Alors que le Danemark a également adapté sa loi en la matière de telle sorte qu’à partir de cette année 2019 il ne sera plus demandé que 3 mois d’abstinence aux HSH désirant faire un don de sang, il est à espérer que le législateur belge, lors de la révision de la loi prévue cet été, aura cette fois-ci à sa disposition suffisamment de données scientifiques pour uniformiser les périodes d’abstinences prescrites aux donneurs de sang.
Conclusion
Si l’exclusion des HSH du don de sang n’est peut-être pas la première des discriminations que la population LGBTQI+ subit en Belgique, il n’en reste pas moins que cela constitue un déni de citoyenneté à leur encontre. Car, si le don de sang n’est certes pas un droit, il est un acte citoyen; ne pas y être autorisé est alors un refus aux personnes d’être reconnues comme tout autre individu.
La Croix-Rouge vend le don comme « une expérience conviviale qui permet de se sentir utile ». Ce sentiment d’utilité ainsi que la participation citoyenne sont des éléments importants dans la construction identitaire de chaque individu. Donc autoriser les HSH à donner leur sang selon des critères justes et équitables permettrait une reconnaissance de leur identité citoyenne.
Selon les dires du Dr V. Huberland, l’homophobie passée et actuelle ainsi que la stigmatisation des HSH et du VIH ont joué un rôle déterminant dans la connotation morale des débats sur le don de sang. Il est alors à déduire qu’un débat relevant de la médecine et des statistiques n’est pas automatiquement impartial dans les décisions.
Ainsi, tout est une question d’ordre de priorité, celle de la sécurité transfusionnelle prime. Unia, institution publique indépendante qui lutte contre les discriminationset défend l’égalité des chances, l’affirme tout en précisant qu’elle aimerait que la loi soit le moins excluante possible, tout comme elle préconise de futures améliorations.

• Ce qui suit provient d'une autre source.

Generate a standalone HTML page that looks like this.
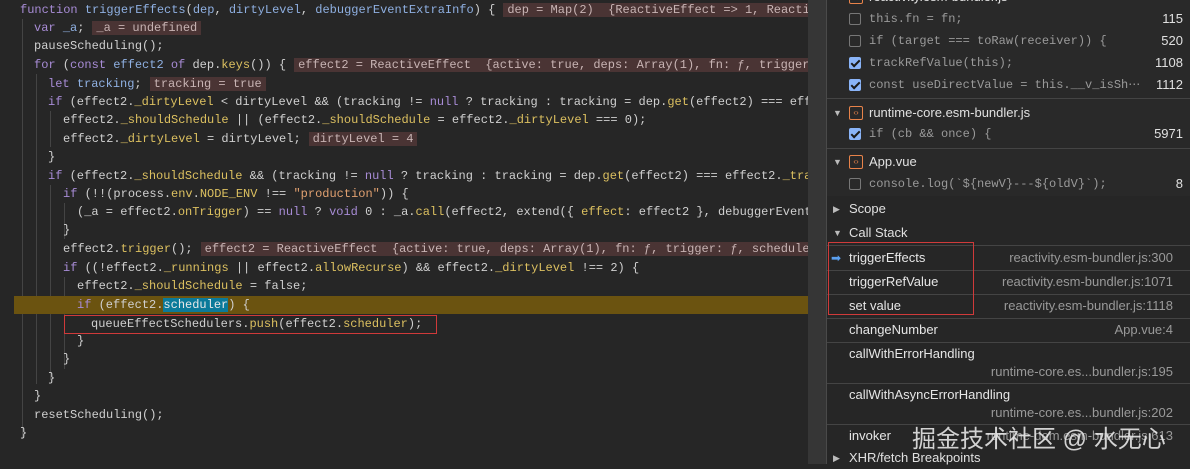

En conclusion, la révision de la loi, dans le sens d’une uniformisation des critères d’éligibilité permettrait une égalité des genres et des orientations sexuelles dans le don de sang. Ceci en ouvrirait l’accès pour tous, avec des restrictions non discriminatoires. Il appartient maintenant au législateur de tout mettre en oeuvre pour favoriser un monde plus équitable pour tous au travers, notamment, de conditions d’éligibilité pour le don du sang plus incluantes et moins entachées de considérations morales.